Legalising assisted suicide would damage palliative care and reduce motivation to find cures for debilitating diseases, MSPs have been told.
Medical and legal professionals were giving evidence to Holyrood’s Health and Sport Committee on a Bill to allow patients as young as 16 to end their lives, even if they are not terminally ill.
Dr Francis Dunn, President of the Royal College of Physicians and Surgeons of Glasgow, said that taking part in a process which “directly led to the patient’s death” is something “alien” to doctors’ careers and development.
Reduce incentive
And he raised concerns that if the Bill became law, this might “reduce the incentive to find better cures and better palliative care treatments”.
“I feel that if this had come in, say, 20 years ago, it would have diminished the impetus on the palliative care movement”, he added.
Dr Dunn referred to conditions which 70 years ago were seen as incurable, but because assisted suicide was not an option, treatments were found.
Significant difficulty
Labour MSP Dr Richard Simpson, a former GP and founding member of a hospice, criticised the scope of the Bill which allows assisted suicide for “life-shortening conditions”.
“There are those with learning disability – not severe learning disability – or epilepsy. All these people at the moment tend to have a much shorter life expectancy.”

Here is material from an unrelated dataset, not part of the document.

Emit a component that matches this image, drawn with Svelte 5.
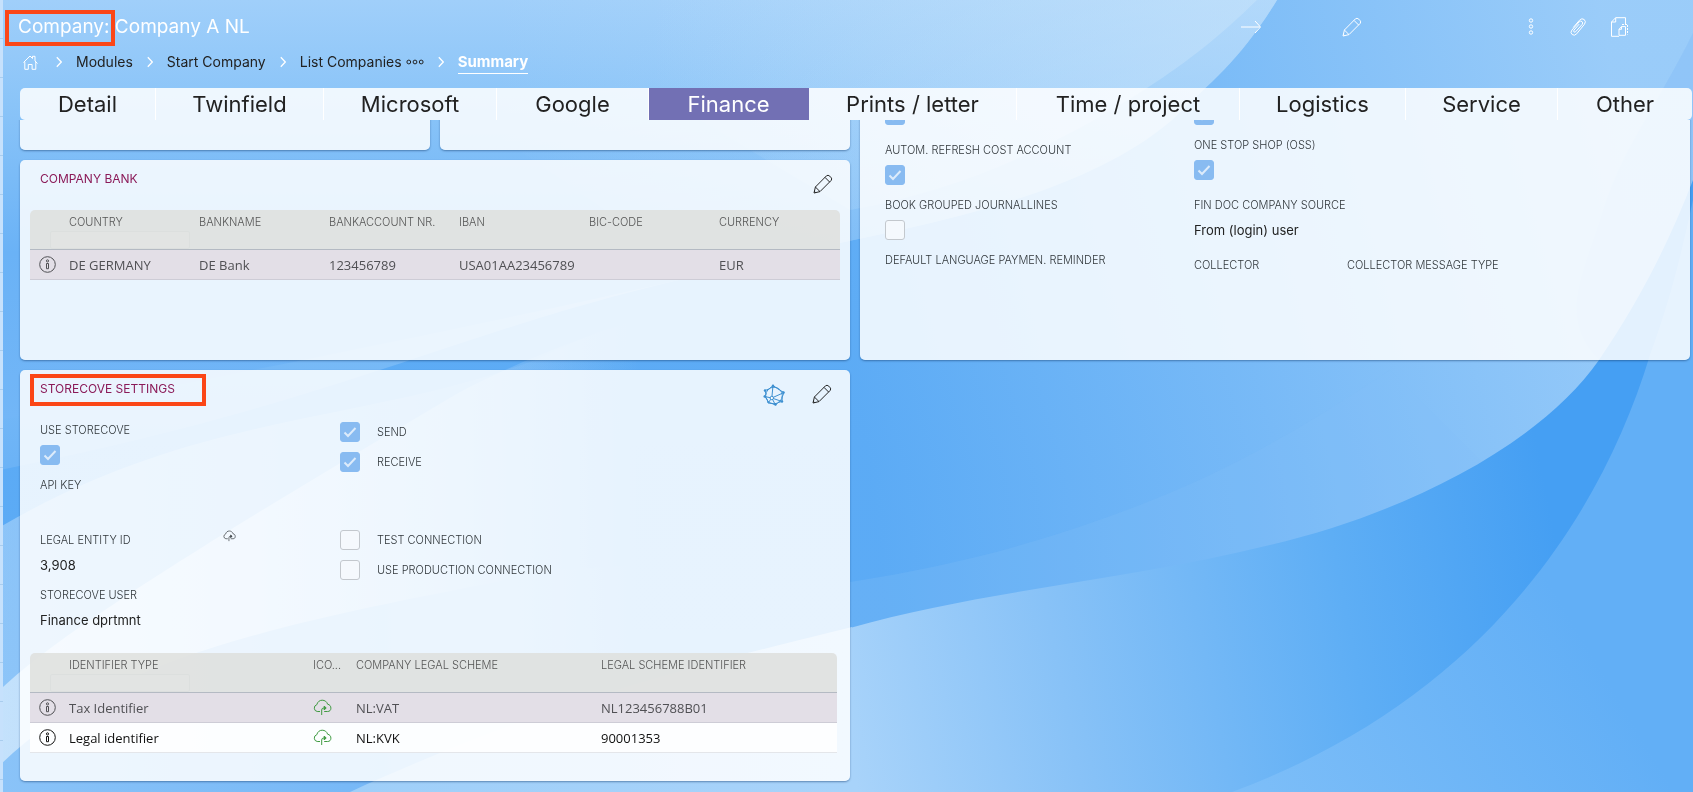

“I have significant difficulty in what constitutes a life-shortening condition”, he explained.
Conscience clause
Aileen Bryson, head of practice and policy at the Royal Pharmaceutical Society in Scotland, explained that should assisted suicide ever be legalised, a conscience clause is an “absolute must” for the pharmacists she represents.
The Health and Sport Committee is set to hear evidence from ethicists, palliative care specialists and faith groups in the coming weeks.
The Scottish Parliament has previously rejected introducing assisted suicide – in 2010 it voted down Margo MacDonald’s Bill by 85 votes to 16.
The new Bill is being led by Green MSP Patrick Harvie, following the death of Margo MacDonald last year.